**GIVEN REQUEST:** Copy out each line of the material below that holds the string "index".

# # # # # # #

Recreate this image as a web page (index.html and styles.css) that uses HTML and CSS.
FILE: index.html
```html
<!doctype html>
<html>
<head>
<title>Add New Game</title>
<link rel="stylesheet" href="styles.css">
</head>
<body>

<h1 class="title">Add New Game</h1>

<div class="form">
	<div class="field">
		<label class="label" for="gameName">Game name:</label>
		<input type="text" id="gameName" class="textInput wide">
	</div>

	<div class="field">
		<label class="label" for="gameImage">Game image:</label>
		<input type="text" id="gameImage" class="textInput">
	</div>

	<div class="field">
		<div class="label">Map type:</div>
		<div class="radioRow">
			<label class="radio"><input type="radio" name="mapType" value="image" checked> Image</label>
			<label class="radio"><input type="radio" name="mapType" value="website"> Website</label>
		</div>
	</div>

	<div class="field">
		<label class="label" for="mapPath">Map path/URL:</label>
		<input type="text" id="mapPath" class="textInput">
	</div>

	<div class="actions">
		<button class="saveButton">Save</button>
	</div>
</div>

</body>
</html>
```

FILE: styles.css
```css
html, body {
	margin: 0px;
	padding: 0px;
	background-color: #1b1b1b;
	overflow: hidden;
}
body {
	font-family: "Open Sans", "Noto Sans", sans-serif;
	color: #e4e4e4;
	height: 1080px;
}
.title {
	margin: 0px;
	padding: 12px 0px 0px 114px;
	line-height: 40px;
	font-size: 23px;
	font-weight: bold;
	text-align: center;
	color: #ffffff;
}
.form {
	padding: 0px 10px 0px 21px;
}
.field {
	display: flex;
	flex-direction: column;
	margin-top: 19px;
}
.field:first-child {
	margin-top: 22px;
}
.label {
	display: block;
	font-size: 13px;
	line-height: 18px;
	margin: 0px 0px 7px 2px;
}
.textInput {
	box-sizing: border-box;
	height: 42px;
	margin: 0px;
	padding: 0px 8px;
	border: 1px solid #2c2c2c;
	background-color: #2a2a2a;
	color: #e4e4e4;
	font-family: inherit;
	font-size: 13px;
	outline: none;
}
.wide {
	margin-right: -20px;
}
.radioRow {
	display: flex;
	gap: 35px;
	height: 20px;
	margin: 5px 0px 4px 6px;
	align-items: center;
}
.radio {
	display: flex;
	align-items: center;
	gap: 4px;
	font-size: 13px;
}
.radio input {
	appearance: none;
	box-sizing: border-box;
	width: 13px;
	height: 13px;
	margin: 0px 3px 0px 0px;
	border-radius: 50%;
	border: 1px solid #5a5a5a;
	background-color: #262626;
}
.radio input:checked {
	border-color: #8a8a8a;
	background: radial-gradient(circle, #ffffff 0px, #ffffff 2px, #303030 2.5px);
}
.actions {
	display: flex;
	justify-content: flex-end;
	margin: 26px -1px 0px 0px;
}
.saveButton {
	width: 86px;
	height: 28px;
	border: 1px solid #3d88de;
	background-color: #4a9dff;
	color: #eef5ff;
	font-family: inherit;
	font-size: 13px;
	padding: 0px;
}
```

# # # # # # #

**COMPLETED EXERCISE:**
Recreate this image as a web page (index.html and styles.css) that uses HTML and CSS.
FILE: index.html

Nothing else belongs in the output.